I still don't know who the vandal was.

I hate this theory.

Posted
6 hours ago, Sofa King Kule said:

One day, senior management decided to start replacing flush urinals with waterless urinals.  You know... save water, save money and help the environment.  Problem: The kooks who invented waterless urinals didn't understand that part of urine is an adhesive gel.  When somebody pisses all over the backsplash, a lot that gel won't go anywhere near the drain unless there is water to dissolve it.  The result was that there was always a very strong odor of stale urine in the restroom, even when it was cleaned every twenty minutes.  It only takes one person using the urinal to add a new coat of gel.

 

Management was not pleased, after several weeks of that.  But, instead of looking at it with any measurable degree of logic, they decided to blame it in "slacking".
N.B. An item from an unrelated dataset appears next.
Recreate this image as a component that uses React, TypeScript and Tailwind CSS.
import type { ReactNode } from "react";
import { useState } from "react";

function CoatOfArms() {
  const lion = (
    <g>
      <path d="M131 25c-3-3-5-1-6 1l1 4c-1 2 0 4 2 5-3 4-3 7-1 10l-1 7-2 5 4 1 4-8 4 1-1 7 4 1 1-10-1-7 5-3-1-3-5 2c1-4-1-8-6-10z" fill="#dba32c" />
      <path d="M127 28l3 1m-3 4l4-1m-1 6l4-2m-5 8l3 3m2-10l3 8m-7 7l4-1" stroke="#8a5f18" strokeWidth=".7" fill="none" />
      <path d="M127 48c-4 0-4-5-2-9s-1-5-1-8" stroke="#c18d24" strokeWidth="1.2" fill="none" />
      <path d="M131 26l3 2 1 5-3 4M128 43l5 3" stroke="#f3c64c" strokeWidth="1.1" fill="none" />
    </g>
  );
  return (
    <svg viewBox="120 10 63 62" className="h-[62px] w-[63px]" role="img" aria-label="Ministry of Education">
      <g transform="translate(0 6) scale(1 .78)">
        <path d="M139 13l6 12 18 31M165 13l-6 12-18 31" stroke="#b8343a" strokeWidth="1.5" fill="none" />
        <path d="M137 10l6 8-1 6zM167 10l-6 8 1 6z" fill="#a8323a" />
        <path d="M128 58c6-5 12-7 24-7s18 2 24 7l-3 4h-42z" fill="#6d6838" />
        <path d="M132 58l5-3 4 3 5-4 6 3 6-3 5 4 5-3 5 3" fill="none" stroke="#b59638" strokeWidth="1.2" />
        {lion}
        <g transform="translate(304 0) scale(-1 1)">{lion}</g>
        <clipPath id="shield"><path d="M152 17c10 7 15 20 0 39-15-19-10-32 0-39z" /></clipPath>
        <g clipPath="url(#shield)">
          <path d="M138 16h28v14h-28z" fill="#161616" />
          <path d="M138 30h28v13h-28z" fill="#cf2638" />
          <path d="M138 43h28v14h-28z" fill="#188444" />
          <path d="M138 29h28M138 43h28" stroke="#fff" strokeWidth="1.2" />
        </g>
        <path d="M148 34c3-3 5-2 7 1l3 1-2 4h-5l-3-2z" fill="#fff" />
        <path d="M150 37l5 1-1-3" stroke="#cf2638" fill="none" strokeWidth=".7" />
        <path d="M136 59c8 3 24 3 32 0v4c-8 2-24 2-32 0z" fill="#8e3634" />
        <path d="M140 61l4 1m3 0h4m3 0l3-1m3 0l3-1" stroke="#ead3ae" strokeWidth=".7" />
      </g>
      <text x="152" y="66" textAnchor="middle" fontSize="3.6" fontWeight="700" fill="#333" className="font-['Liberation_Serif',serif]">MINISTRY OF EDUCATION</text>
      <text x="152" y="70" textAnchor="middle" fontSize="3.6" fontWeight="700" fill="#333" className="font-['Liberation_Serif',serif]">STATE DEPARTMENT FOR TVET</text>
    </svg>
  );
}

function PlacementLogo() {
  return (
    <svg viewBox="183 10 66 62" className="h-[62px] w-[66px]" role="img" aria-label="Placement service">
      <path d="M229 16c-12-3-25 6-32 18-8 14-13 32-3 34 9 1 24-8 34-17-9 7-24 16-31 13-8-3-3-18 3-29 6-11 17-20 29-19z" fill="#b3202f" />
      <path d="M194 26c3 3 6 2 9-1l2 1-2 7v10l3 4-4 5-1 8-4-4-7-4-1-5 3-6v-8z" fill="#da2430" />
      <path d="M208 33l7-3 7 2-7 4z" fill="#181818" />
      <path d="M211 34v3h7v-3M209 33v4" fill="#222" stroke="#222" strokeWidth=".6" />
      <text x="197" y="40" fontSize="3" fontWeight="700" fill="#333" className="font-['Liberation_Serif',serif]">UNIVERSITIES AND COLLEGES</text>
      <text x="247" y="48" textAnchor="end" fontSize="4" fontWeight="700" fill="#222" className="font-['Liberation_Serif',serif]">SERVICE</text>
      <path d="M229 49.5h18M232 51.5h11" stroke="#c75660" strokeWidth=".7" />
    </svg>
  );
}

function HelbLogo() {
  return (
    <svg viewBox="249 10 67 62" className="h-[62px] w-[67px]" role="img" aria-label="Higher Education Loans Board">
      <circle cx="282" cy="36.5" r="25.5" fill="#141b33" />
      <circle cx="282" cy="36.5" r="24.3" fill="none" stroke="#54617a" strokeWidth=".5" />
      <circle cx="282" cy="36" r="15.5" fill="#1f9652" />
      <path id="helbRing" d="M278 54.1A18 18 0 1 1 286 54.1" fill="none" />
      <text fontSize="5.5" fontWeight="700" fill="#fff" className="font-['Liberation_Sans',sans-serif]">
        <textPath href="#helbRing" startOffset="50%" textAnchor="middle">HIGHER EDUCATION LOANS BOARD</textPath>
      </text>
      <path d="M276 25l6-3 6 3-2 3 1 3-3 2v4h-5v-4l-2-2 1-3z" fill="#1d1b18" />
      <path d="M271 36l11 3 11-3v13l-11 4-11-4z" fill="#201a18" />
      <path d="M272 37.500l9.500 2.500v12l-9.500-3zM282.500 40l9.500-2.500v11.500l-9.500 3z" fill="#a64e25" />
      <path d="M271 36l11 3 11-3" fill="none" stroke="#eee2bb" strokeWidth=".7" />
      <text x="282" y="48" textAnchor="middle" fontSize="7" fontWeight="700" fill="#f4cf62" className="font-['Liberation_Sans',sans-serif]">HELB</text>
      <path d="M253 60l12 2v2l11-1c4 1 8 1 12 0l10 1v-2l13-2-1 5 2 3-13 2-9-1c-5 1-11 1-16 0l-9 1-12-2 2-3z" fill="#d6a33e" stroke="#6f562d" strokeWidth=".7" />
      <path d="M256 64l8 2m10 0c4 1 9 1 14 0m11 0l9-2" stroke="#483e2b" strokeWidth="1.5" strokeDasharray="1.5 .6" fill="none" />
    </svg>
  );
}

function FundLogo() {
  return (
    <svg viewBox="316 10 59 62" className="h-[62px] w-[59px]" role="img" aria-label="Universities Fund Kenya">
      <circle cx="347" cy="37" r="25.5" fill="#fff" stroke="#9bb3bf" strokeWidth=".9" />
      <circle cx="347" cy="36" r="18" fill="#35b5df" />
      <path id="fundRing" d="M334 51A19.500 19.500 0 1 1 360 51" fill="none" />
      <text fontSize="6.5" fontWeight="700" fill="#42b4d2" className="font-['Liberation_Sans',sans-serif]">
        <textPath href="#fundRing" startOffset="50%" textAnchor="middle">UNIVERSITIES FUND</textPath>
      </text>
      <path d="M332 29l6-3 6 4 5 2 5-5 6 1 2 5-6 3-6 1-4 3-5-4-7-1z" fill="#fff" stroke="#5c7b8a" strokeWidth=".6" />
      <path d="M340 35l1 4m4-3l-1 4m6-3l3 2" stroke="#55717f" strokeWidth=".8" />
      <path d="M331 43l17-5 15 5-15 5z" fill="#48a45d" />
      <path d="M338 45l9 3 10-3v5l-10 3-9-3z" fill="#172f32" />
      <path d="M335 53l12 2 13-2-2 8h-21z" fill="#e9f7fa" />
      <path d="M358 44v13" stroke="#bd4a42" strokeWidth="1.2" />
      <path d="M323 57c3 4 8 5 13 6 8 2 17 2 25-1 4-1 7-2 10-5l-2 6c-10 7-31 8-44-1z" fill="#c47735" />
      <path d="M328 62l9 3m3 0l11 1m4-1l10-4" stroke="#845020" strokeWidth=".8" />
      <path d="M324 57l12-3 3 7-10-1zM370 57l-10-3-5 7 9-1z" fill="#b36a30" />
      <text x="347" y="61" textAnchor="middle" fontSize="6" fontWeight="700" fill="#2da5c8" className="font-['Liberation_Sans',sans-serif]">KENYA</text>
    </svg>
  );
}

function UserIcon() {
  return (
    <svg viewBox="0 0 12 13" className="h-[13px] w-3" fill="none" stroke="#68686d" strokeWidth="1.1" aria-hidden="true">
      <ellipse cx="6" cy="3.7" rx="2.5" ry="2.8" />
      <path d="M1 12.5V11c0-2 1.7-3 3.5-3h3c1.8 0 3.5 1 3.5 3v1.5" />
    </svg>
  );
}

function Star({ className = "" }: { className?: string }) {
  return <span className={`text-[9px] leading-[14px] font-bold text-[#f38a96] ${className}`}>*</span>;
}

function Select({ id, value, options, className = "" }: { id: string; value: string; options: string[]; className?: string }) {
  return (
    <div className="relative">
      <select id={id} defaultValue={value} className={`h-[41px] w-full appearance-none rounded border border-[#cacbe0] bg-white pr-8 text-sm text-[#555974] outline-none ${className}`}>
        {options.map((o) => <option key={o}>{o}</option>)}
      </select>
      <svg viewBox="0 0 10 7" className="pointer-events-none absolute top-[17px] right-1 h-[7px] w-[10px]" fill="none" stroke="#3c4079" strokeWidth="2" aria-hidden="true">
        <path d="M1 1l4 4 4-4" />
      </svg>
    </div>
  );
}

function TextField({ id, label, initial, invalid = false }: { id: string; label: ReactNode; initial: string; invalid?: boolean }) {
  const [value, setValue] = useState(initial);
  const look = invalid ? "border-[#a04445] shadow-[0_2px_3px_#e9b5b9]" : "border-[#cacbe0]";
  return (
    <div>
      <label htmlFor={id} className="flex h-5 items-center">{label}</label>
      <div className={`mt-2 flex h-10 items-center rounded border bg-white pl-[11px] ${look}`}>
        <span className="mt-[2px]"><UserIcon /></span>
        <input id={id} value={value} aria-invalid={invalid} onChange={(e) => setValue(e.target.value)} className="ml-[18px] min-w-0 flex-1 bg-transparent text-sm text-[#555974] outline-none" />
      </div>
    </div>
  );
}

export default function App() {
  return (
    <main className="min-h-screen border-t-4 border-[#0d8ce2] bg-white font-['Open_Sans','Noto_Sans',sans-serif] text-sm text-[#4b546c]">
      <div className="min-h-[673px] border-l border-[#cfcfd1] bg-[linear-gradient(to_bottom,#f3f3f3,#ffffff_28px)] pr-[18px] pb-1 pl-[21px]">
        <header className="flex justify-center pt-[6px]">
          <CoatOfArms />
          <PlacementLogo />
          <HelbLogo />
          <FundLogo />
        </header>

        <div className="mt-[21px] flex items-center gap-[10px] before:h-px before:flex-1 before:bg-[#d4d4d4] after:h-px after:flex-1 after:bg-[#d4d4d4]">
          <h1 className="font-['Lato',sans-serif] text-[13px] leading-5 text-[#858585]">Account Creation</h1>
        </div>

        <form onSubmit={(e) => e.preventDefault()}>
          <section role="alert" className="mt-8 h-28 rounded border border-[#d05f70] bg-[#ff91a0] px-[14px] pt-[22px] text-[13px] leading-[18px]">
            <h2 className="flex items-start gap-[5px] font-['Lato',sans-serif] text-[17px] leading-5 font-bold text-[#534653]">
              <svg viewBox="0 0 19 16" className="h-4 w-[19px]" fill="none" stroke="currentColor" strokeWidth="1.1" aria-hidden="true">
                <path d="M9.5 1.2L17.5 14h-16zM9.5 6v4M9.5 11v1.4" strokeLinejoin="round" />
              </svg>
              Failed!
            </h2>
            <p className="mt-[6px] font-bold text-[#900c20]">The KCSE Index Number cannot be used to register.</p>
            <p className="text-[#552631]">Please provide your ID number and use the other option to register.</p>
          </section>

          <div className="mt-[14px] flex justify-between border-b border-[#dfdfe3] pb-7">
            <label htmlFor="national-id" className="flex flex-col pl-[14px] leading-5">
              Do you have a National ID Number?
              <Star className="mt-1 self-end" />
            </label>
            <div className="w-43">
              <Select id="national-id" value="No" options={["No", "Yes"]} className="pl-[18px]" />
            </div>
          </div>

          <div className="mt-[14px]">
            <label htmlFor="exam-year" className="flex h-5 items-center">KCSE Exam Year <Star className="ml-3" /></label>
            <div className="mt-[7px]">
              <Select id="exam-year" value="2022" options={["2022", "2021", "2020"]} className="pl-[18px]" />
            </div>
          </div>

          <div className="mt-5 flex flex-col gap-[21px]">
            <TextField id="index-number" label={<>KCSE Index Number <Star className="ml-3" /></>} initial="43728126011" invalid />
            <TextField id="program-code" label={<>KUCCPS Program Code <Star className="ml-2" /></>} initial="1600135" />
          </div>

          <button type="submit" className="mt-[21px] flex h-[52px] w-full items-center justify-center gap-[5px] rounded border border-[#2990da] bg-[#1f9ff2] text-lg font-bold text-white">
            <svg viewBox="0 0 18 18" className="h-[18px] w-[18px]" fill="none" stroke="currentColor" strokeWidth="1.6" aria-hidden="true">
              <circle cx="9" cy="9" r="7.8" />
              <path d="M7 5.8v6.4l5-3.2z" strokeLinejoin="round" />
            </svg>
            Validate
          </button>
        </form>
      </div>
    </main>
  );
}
Some people around this casino don't enjoy taking the heat for management blunders.

So, one day I showed up for work and the department head was talking about how a "vandal" had wrecked a urinal.

It was replaced with a true flush urinal.  End of problem.

I still don't know who the vandal was.

Damn,thank god you were there to save the day....then what happened

  • Like 1
Posted
6 hours ago, Sofa King Kule said:

One day, senior management decided to start replacing flush urinals with waterless urinals.  You know... save water, save money and help the environment.  Problem: The kooks who invented waterless urinals didn't understand that part of urine is an adhesive gel.  When somebody pisses all over the backsplash, a lot that gel won't go anywhere near the drain unless there is water to dissolve it.  The result was that there was always a very strong odor of stale urine in the restroom, even when it was cleaned every twenty minutes.  It only takes one person using the urinal to add a new coat of gel.

The fuck do they put in the drinks in your shitty Casino?  You piss isn't suppose do be that viscous.

Posted
5 minutes ago, scoobdog said:

The fuck do they put in the drinks in your shitty Casino?  You piss isn't suppose do be that viscous.

Go piss on a brick wall and see how much of it is still on the wall three days later.